_PROBLEM_. Look below and pull out each line with the word "React".
** begin GIVEN INFORMATION **
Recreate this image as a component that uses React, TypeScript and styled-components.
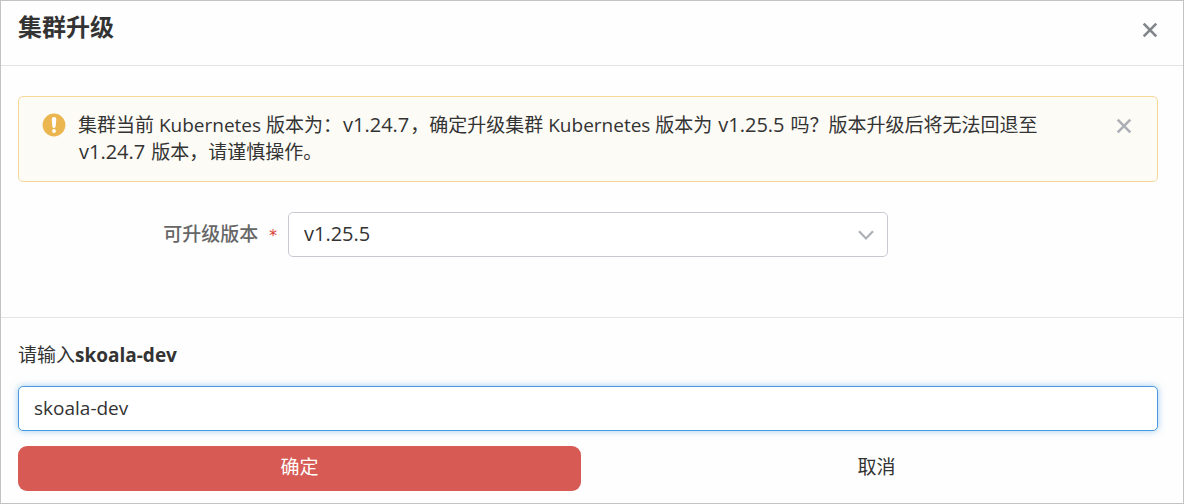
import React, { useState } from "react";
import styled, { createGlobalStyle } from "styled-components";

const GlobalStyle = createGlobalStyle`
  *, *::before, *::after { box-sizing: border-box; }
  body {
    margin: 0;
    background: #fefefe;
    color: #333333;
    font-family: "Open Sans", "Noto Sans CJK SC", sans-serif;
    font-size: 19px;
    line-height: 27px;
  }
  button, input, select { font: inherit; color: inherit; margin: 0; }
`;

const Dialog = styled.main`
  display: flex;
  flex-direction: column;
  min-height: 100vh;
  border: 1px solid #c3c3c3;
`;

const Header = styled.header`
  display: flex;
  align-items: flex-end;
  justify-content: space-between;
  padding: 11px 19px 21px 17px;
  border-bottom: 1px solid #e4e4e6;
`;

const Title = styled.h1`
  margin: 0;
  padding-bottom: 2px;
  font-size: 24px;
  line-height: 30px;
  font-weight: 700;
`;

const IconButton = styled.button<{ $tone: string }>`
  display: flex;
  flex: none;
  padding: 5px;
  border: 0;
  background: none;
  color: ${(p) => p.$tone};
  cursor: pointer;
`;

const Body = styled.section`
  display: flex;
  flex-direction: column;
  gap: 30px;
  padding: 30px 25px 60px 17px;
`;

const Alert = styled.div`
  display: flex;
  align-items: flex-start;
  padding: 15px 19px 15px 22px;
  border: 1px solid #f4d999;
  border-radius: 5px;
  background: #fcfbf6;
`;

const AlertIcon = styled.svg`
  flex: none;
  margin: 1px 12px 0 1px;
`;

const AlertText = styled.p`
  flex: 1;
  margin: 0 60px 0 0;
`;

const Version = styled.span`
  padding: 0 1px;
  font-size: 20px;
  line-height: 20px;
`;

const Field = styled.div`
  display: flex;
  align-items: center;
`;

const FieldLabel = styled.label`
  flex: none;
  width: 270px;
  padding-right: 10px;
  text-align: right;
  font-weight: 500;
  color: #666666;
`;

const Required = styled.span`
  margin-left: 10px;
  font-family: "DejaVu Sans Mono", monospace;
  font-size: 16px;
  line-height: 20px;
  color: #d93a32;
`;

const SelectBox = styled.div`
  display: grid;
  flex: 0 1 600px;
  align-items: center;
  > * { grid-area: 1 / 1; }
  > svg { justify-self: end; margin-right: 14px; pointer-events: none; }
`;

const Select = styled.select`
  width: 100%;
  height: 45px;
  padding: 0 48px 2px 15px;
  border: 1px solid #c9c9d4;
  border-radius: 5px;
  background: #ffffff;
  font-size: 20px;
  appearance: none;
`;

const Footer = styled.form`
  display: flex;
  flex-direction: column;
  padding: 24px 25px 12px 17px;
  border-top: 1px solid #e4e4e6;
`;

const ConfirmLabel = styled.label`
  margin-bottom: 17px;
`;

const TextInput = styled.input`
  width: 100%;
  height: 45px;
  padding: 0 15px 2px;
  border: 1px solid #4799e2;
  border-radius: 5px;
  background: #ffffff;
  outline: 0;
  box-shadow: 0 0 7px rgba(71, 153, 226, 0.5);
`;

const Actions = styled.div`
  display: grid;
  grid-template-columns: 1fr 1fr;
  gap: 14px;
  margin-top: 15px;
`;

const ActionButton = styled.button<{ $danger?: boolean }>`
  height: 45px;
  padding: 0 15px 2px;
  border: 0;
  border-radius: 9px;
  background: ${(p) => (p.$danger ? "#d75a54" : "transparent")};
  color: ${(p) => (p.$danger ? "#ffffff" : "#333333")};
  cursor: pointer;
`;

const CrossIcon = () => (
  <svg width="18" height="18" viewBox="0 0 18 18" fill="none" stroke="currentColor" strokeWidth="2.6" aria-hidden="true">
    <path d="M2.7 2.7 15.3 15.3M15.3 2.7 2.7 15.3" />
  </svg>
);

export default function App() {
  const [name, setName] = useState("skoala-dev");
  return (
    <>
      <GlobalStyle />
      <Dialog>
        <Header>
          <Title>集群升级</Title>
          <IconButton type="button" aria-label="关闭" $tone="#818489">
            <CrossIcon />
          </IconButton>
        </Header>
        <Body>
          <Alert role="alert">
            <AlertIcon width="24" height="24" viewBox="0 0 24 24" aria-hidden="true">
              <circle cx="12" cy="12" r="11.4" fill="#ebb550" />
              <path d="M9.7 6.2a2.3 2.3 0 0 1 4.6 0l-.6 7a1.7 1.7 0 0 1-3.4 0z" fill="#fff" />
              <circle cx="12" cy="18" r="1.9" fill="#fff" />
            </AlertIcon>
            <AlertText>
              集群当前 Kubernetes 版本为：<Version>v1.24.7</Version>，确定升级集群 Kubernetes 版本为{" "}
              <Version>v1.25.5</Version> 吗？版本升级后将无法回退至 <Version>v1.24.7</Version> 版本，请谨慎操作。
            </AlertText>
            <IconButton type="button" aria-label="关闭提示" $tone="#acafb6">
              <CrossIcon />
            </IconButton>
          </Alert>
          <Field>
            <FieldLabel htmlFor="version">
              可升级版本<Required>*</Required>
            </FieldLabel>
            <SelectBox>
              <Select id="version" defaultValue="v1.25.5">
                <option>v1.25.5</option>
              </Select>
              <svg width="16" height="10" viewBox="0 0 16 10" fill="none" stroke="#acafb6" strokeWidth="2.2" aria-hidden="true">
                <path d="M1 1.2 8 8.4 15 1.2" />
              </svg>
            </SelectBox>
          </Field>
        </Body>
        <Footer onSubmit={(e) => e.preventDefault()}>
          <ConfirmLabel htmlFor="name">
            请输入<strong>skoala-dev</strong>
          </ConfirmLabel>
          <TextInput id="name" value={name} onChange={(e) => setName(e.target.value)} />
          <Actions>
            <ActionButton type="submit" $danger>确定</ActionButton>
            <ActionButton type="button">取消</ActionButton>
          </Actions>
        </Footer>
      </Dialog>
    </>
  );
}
** end GIVEN INFORMATION **
** begin GIVEN INFORMATION **
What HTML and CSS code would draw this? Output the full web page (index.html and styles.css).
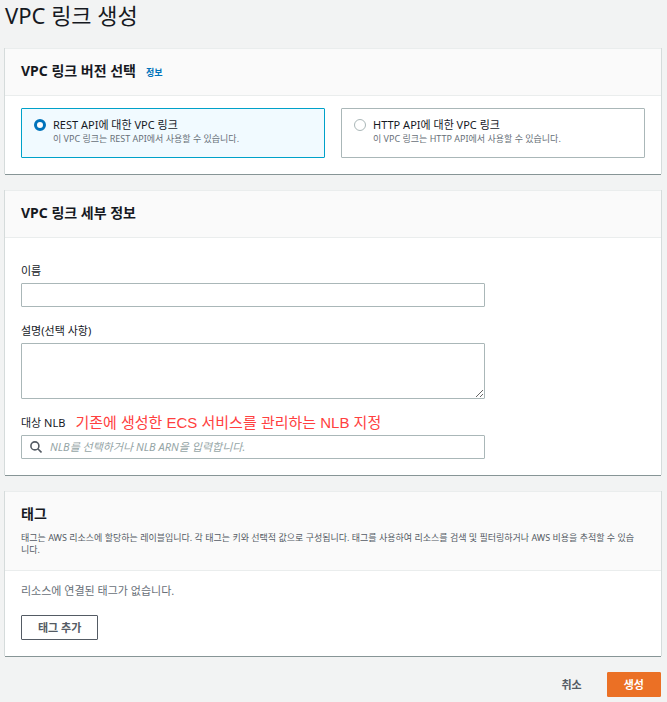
** end GIVEN INFORMATION **
_PROBLEM SOLUTION_.
Recreate this image as a component that uses React, TypeScript and styled-components.
import React, { useState } from "react";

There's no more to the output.